"Practical Bardry" is a idiom of which I took ownership early in my tenure in Ár nDraíocht Féin, A Druid Fellowship. There is a lot of “bardry” around. From songs about booze and sex, money and love, loss and anger, to poems from now and times long past about heroic deeds and fantastical tales, even to stories of laughter, frivolity, love, perseverance and any of the other emotions and character traits we value as humans, there is a plethora of available work out there. I propose the thing that will set a Bard apart from the minstrels and performers is simply practicality.
There are many synonyms for “practical,” including such words as “real” and “applied” and “concrete.” My favorite synonym is simply, “useful.” I wish someone had told me this far earlier in my bardic training! Being a performer or a writer is not about glamour or fame, not when your main venue is a religious organization and especially not when your audience includes a world full of Gods and the ears of all those who have gone before you. No, the Practical Bard is the one that is useful. The Practical Bard has a role to play, and fulfilling that role begins with an understanding of the role of the Bard.
The Neopagan Bard in the context of Ritual
Isaac Bonewits said, in “The Basic Principles of Liturgical Design” from Druid’s Progress #4, “I've learned over the last twenty years, mostly from the priestesses and bards with whom I've worked, that the artistic elements of a ritual, and most especially the musical and dramatic ones, can be the critical determiners of just how much psychic, magical and/or spiritual energy gets raised by the participants, and of how well that energy is maintained, focused and discharged.”
The role of a Bard is two-fold. A good bard is a key player in alleviating the performer v. audience problem that sometimes exists, especially in larger rites. As Isaac points out above, songs and chants require/provide a chance for the folk to participate, which in turn will aid in drawing them in—physically and emotionally—to promote group mind and overall serve to enrich the ritual experience. It is the bard’s responsibility to ensure these pieces are well-executed. Pieces in which the folk are expected to participate should be preceded by clear instructions and include clear direction during their course. For individuals new to an ADF rite, the music and prose may be a deciding factor when considering a repeat attendance. Furthermore, the poems, stories and songs are the parting gifts the bards give to the folk. By design, they are more readily recalled for later reflection—particularly chants that are short and repetitive.
A good Bard is also one who works closely with the liturgical leaders for a rite and shares the responsibilities creating and maintaining order.
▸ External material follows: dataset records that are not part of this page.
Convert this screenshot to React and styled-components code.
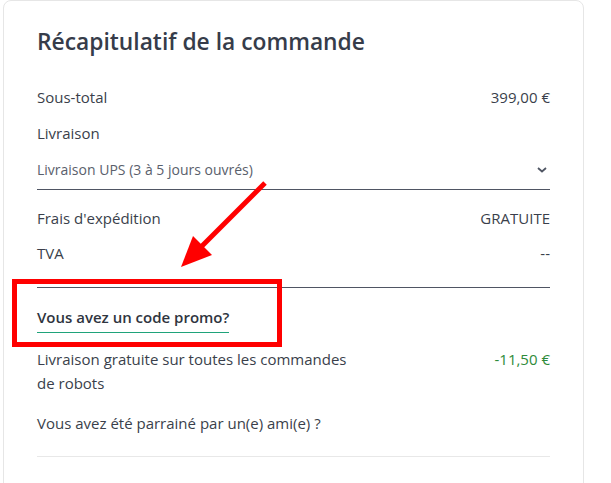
import React from "react";
import styled, { createGlobalStyle } from "styled-components";

const Global = createGlobalStyle`
  html, body { margin: 0; padding: 0; background: #fff; }
  body { font-family: "Open Sans", "Noto Sans", sans-serif; color: #333a45; }
  * { box-sizing: border-box; }
`;

const Page = styled.div`
  position: relative;
  width: 611px;
  height: 483px;
  overflow: hidden;
  padding: 0 27px 0 3px;
`;

const Card = styled.section`
  border: 1px solid #e6e6e6;
  border-radius: 8px;
  padding: 26px 33px 40px 33px;
  min-height: 520px;
`;

const Title = styled.h2`
  margin: 0 0 28px 0;
  font-size: 22.8px;
  font-weight: 600;
  color: #363c4a;
  line-height: 30px;
`;

const Row = styled.div`
  display: flex;
  justify-content: space-between;
  align-items: flex-start;
  font-size: 15px;
  line-height: 24px;
  color: #3a3f4b;
  margin-bottom: ${(p) => p.$mb ?? 12}px;
`;

const Value = styled.span`
  color: ${(p) => p.$color || "#3a3f4b"};
  white-space: nowrap;
`;

const Select = styled.div`
  display: flex;
  justify-content: space-between;
  align-items: center;
  line-height: 22px;
  font-size: 14px;
  color: #5a606c;
  border-bottom: 1.5px solid #4f5563;
  padding: 0 2px 8px 0;
  margin-bottom: 16px;
`;

const Divider = styled.hr`
  border: 0;
  border-top: 1px solid ${(p) => p.$color || "#4f5563"};
  margin: 0;
`;

const PromoLink = styled.a`
  display: inline-block;
  font-size: 15px;
  font-weight: 600;
  color: #2f3540;
  text-decoration: none;
  border-bottom: 1.5px solid #1fa37a;
  line-height: 22px;
  padding-bottom: 4px;
  margin: 18px 0 14px 0;
`;

const Label = styled.span`
  max-width: 318px;
`;

const Overlay = styled.svg`
  position: absolute;
  left: 0;
  top: 0;
  pointer-events: none;
`;

export default function App() {
  return (
    <>
      <Global />
      <Page>
        <Card>
          <Title>Récapitulatif de la commande</Title>
          <Row $mb={12}>
            <span>Sous-total</span>
            <Value>399,00 €</Value>
          </Row>
          <Row $mb={14}>
            <span>Livraison</span>
          </Row>
          <Select>
            <span>Livraison UPS (3 à 5 jours ouvrés)</span>
            <svg width="12" height="8" viewBox="0 0 12 8">
              <path d="M2 2 L6 5.5 L10 2" fill="none" stroke="#4f5563" strokeWidth="1.8" />
            </svg>
          </Select>
          <Row $mb={11}>
            <span>Frais d'expédition</span>
            <Value>GRATUITE</Value>
          </Row>
          <Row $mb={22}>
            <span>TVA</span>
            <Value>--</Value>
          </Row>
          <Divider />
          <PromoLink href="#">Vous avez un code promo?</PromoLink>
          <Row $mb={16}>
            <Label>Livraison gratuite sur toutes les commandes de robots</Label>
            <Value $color="#2e8b3a">-11,50 €</Value>
          </Row>
          <Row $mb={21}>
            <span>Vous avez été parrainé par un(e) ami(e) ?</span>
          </Row>
          <Divider $color="#e8e8e8" />
        </Card>
        <Overlay width="611" height="483" viewBox="0 0 611 483">
          <rect x="14.5" y="281.5" width="265" height="63" fill="none" stroke="#ff0000" strokeWidth="5" />
          <line x1="265" y1="183" x2="200" y2="248" stroke="#ff0000" strokeWidth="5" />
          <polygon points="181,267 193,236 212,255" fill="#ff0000" />
        </Overlay>
      </Page>
    </>
  );
}
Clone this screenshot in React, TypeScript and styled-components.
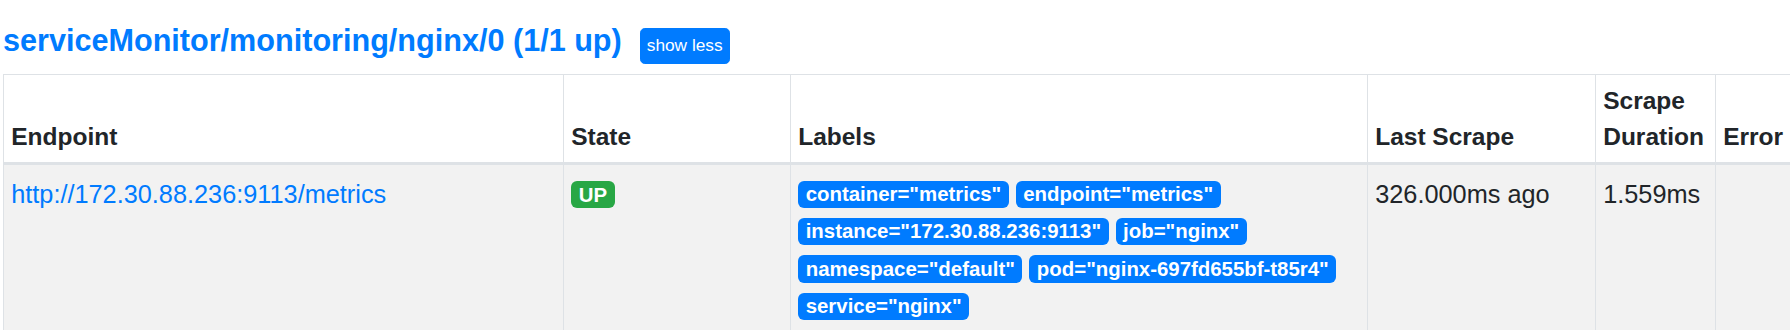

The Bard should follow the rite closely, making sure as the rite progresses that the liturgical leader(s) are supported and that the energy is maintained in the event of a distraction or a “hang up” (such as a participant who is missing momentarily or a ritual item needing to be retrieved). In these instances, a well-placed bardic piece, whether instrumental music, drum beat, spontaneous poetry or ritual-appropriate short story can maintain the order and group mind created at the advent of the rite while the liturgy leader(s) recover. A bard, I truly believe, is an integral part of the liturgy team.
Bards in the greater Neopagan Community
In a general setting, Bardic work that enters the greater Neopagan community carries the voice of their sect into the open. In other words, the Bards are the representatives of their respective group. These works also create a bond between groups and can provide common ground for larger, general gatherings such as festivals and conferences. For example, the songs written by a Goddess-centered woman, such as Starhawk and Annie Hill have become mainstreamed in the neopagan community at large. When these songs are incorporated into the liturgies at festivals and public rites, the collective spirit of the folk is enhanced and a sense of camaraderie develops. Also, when these types of pieces are used, more of the folk are likely to participate: people are more comfortable doing what they know.
Bardic work is important to keeping the mind open to new ideas and allowing for the expression—and understanding of differences between the neopagan divisions. Wiccans and Druids, Shamans and Earth Warriors, through the expression of poems and chants, songs and stories are drawn together as a community. Conversation and liturgies may be different, but when an individual internalizes and understands a piece of bardic work, we become one in mind and purpose.
The Role of the Bard in Ár nDraíocht Féin: A Druid Fellowship, Inc.
Primarily, the Bard is charged with infusing the liturgy with memorable pieces that tie the folk into the greater purpose of our rites. Stories used to introduce the Deity of the Occasion will help the folk to gain a better understanding of his or her nature and even begin to build a relationship, if there is a commonality between the Deity and the individual. Since we are a public forum type of religion, repetitive chants that are easily picked up are essential. Songs or chants interspersed within the liturgy that are short and lively can brighten a rite and keep the folk engaged enough to create higher amounts of energy and focus, and a liturgical design that acts as a showcase for the products of the fertile or “Bardically inclined” grove members will yield the highest quality results for this very reason. Besides, our bardic work is fun for creators and spectators alike.
Furthermore, our cosmology is not always very easy to understand the first time a person is exposed to it. The Bardic works in a rite are a key element to helping people understand what is going on around them. As stated above, our Bards are carrying the voice of ADF to the greater Neopagan community. May their voices carry truth about who we are, and may they do honor to the Kindred.